- EXERCISE DESCRIPTION -
Retype the opening lines of the data exactly, stopping after the line that contains "text-[12px] tracking-[-1.2px] text-[#e0e0e0]". Skip every picture.

Rows from a dataset of pages and code:
::::::::::
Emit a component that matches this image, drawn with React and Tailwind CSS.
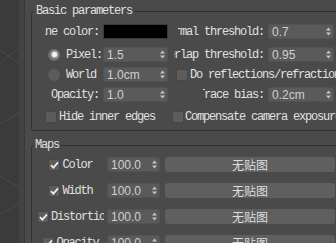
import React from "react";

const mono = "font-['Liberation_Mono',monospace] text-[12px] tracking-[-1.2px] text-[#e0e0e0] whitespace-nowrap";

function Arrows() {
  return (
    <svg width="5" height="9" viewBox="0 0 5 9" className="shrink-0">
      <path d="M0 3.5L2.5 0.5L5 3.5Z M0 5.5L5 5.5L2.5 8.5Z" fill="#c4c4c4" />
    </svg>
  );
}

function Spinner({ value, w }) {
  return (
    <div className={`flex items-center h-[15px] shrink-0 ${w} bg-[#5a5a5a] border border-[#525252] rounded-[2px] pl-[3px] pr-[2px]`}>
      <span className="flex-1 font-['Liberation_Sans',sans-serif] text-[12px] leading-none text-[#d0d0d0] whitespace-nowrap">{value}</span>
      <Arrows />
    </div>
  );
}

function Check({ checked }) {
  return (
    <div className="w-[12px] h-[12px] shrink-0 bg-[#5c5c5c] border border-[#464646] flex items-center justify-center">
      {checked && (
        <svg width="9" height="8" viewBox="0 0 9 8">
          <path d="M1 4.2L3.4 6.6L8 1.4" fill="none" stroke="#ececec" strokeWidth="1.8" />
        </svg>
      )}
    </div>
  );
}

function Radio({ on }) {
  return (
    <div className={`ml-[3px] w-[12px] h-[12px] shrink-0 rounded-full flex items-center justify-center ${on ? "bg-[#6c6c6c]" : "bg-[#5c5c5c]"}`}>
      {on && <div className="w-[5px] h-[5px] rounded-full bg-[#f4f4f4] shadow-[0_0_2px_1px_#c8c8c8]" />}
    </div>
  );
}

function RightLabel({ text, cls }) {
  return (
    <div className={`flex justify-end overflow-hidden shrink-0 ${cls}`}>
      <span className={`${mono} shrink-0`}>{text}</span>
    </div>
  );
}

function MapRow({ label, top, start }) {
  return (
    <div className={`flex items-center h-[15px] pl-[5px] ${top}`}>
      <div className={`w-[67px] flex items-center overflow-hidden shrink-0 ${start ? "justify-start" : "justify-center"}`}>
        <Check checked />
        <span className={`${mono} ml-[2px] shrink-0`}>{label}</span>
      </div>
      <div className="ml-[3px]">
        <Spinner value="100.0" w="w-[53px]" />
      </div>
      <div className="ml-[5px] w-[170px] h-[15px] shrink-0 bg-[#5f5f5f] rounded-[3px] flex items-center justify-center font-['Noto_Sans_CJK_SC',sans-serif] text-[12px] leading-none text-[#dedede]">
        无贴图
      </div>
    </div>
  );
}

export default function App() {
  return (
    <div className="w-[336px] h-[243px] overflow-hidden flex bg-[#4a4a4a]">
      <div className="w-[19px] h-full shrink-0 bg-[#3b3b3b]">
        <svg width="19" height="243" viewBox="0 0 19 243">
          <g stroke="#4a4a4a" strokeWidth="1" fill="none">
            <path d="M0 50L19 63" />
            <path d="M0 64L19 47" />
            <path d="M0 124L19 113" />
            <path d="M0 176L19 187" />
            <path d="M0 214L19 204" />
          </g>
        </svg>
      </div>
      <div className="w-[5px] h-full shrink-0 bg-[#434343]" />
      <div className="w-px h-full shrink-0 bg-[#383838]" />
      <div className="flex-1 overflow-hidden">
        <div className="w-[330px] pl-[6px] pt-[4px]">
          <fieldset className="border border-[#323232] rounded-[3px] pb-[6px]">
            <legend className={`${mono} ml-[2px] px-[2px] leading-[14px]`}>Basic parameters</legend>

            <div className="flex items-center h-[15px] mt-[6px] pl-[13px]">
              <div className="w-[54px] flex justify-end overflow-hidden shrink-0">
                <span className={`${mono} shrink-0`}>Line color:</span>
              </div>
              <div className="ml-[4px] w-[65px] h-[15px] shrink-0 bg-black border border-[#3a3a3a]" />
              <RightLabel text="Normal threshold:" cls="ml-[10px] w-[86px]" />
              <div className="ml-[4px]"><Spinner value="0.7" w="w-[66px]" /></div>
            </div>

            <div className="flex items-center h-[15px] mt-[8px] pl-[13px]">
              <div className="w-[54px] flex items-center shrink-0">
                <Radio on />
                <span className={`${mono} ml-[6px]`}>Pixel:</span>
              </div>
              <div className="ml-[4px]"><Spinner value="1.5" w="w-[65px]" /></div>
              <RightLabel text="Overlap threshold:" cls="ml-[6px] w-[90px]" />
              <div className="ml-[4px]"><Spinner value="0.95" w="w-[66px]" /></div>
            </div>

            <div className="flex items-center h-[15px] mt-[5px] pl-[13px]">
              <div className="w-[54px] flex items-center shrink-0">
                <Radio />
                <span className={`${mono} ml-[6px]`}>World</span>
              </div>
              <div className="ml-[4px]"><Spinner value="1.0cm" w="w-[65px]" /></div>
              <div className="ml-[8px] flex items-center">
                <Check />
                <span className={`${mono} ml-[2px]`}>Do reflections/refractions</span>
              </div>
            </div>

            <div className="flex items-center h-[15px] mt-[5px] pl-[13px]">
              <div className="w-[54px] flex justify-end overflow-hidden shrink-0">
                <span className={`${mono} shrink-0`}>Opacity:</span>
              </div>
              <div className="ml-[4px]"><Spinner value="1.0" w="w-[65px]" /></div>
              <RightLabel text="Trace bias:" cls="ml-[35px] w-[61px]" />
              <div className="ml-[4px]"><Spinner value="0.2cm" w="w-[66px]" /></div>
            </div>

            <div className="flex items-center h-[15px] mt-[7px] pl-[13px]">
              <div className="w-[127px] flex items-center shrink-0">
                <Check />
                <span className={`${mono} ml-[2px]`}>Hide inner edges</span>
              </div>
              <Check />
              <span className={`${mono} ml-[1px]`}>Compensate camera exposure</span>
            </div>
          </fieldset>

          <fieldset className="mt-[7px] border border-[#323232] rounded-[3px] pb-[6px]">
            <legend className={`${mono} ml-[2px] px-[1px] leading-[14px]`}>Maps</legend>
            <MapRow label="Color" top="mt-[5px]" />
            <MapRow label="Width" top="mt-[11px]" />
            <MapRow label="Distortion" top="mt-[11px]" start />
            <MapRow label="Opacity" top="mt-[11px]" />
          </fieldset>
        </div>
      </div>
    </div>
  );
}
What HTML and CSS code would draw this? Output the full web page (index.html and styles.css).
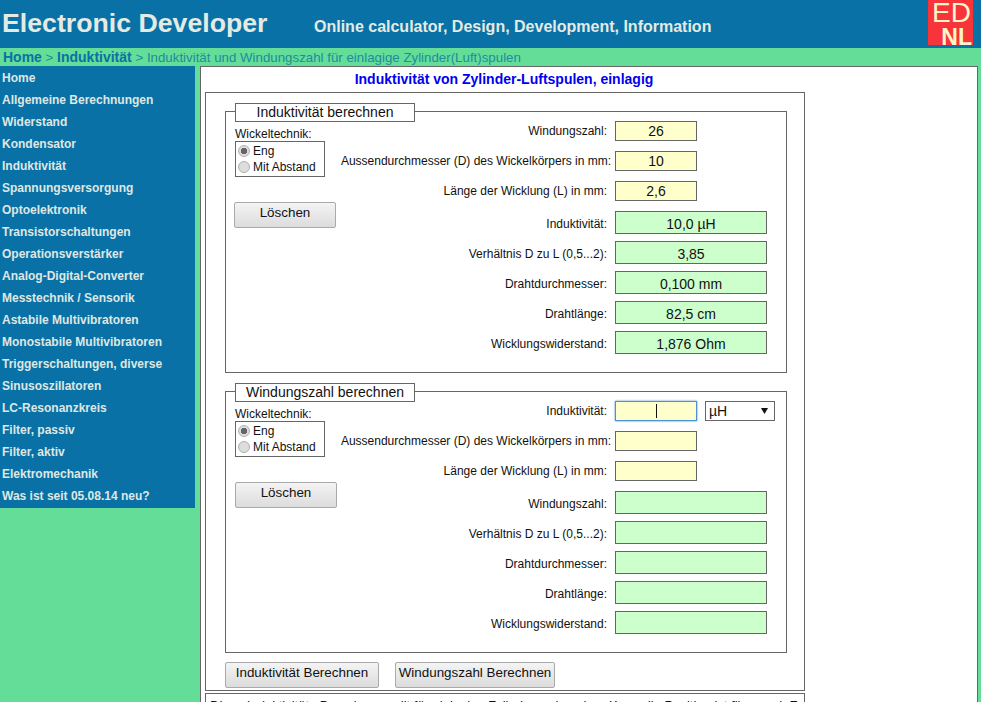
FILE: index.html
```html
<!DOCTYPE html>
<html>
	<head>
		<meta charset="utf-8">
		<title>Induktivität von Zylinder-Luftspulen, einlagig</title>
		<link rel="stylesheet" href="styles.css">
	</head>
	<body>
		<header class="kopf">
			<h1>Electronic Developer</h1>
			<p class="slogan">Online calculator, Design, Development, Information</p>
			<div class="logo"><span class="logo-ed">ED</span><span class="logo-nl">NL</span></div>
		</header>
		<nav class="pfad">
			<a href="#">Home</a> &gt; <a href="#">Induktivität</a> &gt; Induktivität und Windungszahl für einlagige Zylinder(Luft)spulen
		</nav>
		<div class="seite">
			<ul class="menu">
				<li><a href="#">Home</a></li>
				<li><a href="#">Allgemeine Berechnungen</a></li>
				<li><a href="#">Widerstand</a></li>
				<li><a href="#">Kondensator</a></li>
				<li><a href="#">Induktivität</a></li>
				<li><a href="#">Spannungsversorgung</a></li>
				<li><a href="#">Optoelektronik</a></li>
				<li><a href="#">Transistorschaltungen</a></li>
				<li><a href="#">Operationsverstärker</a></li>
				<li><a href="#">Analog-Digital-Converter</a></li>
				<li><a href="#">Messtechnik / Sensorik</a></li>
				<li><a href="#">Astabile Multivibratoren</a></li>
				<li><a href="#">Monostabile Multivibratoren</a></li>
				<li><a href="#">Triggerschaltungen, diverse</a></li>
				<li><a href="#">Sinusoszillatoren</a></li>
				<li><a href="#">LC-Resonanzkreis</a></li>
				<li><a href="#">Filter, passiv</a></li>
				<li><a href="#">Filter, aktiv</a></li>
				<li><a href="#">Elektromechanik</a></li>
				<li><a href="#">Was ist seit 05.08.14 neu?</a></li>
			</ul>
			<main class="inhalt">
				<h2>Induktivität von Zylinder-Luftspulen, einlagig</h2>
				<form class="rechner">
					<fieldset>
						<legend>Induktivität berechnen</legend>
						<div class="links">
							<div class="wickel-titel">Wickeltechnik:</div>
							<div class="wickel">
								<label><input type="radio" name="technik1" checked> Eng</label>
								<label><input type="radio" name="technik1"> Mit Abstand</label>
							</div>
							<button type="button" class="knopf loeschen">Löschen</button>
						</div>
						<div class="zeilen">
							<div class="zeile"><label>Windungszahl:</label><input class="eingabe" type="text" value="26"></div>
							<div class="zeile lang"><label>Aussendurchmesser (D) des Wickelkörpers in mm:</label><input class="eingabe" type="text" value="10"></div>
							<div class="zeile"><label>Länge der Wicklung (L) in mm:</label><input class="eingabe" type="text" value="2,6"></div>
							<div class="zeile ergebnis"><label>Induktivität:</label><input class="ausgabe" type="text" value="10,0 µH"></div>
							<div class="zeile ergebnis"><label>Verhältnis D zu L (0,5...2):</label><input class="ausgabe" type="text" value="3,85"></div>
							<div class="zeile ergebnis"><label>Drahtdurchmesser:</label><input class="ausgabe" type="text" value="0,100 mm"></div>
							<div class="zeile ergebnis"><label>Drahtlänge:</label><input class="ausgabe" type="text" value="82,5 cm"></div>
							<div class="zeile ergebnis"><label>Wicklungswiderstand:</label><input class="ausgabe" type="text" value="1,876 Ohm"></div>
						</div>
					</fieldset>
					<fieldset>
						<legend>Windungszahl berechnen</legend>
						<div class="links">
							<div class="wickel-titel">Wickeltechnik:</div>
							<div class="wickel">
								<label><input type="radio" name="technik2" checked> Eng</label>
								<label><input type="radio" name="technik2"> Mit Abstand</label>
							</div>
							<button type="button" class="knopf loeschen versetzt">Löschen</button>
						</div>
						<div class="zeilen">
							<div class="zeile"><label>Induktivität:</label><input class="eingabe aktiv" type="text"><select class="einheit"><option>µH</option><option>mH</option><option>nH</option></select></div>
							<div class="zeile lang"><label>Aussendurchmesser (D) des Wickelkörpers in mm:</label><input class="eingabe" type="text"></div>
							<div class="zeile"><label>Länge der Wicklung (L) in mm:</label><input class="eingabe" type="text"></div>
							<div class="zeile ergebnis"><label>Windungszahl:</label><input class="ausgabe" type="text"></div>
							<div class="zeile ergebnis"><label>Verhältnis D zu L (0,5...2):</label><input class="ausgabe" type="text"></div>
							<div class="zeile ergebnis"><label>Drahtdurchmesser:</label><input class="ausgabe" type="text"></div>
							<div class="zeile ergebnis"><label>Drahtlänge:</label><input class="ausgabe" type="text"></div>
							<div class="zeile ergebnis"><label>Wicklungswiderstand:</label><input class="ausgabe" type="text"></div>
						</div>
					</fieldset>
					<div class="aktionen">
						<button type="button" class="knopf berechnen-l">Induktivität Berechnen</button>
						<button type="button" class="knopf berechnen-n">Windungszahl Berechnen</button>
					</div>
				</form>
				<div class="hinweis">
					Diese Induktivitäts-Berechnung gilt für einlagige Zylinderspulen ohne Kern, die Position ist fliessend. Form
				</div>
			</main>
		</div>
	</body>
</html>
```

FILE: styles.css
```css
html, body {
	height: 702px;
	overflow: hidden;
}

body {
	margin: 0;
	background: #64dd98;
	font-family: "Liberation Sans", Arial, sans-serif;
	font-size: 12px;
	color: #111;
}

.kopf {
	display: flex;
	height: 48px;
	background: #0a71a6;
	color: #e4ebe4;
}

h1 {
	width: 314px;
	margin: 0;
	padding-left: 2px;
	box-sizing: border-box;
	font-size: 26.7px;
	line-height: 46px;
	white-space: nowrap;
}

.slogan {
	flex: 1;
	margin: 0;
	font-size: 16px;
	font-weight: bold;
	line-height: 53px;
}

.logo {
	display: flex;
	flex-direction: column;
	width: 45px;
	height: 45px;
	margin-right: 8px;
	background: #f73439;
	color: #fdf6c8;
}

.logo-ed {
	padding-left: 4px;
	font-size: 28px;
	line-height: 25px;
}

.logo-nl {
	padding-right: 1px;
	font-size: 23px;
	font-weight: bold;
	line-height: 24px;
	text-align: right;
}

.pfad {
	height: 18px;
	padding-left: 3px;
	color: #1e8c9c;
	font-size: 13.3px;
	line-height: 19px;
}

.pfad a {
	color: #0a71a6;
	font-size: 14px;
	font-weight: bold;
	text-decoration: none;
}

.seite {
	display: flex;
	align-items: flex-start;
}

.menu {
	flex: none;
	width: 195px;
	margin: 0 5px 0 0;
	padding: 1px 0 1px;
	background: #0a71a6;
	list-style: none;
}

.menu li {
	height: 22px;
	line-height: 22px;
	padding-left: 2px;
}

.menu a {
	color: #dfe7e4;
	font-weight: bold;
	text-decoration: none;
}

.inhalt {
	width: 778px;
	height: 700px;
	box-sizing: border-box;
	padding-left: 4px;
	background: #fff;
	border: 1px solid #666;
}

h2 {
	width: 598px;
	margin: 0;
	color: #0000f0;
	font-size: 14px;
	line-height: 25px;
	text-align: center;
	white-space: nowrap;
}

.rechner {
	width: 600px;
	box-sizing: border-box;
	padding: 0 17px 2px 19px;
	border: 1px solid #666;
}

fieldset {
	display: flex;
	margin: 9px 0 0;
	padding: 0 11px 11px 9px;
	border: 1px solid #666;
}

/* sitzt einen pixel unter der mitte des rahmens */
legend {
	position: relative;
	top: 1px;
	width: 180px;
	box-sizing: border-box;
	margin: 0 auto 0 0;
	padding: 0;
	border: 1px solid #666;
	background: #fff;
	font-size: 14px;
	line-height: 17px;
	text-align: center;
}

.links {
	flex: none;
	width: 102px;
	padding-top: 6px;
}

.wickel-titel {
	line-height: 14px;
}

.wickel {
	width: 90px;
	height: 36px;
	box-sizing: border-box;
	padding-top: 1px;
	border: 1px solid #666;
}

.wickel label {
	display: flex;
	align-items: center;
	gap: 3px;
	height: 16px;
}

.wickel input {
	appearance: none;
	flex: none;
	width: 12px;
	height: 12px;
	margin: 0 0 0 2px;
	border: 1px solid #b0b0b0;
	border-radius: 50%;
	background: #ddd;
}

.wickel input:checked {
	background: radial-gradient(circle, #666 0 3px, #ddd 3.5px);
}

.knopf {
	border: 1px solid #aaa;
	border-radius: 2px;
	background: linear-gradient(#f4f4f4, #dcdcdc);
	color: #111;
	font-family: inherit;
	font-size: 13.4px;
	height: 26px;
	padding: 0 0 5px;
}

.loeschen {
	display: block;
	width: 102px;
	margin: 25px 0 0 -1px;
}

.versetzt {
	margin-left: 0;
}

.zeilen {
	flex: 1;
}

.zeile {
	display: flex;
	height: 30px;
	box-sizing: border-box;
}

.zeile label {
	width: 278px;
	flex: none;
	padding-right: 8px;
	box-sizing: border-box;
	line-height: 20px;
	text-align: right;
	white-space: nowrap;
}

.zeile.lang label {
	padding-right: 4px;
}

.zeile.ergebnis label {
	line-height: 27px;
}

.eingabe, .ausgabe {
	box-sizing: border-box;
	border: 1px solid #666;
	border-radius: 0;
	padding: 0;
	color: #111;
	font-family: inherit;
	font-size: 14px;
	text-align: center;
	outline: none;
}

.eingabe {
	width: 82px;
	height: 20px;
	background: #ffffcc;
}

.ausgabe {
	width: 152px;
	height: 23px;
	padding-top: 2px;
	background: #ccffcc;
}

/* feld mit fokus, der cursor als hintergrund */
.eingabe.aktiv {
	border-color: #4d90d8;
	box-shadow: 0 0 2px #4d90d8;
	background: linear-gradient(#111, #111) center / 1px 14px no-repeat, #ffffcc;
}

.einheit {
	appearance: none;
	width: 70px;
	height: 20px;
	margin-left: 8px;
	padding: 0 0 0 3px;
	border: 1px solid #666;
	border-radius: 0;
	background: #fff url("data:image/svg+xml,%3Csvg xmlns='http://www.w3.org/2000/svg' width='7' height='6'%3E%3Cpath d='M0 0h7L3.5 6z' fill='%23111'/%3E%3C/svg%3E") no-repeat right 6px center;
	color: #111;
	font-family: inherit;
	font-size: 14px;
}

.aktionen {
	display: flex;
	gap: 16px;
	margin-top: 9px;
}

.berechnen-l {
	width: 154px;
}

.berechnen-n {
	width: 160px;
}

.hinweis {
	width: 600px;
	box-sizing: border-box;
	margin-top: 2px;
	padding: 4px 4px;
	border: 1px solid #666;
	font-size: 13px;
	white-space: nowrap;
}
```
::::::::::
- WORKED SOLUTION -
Emit a component that matches this image, drawn with React and Tailwind CSS.
import React from "react";

const mono = "font-['Liberation_Mono',monospace] text-[12px] tracking-[-1.2px] text-[#e0e0e0] whitespace-nowrap";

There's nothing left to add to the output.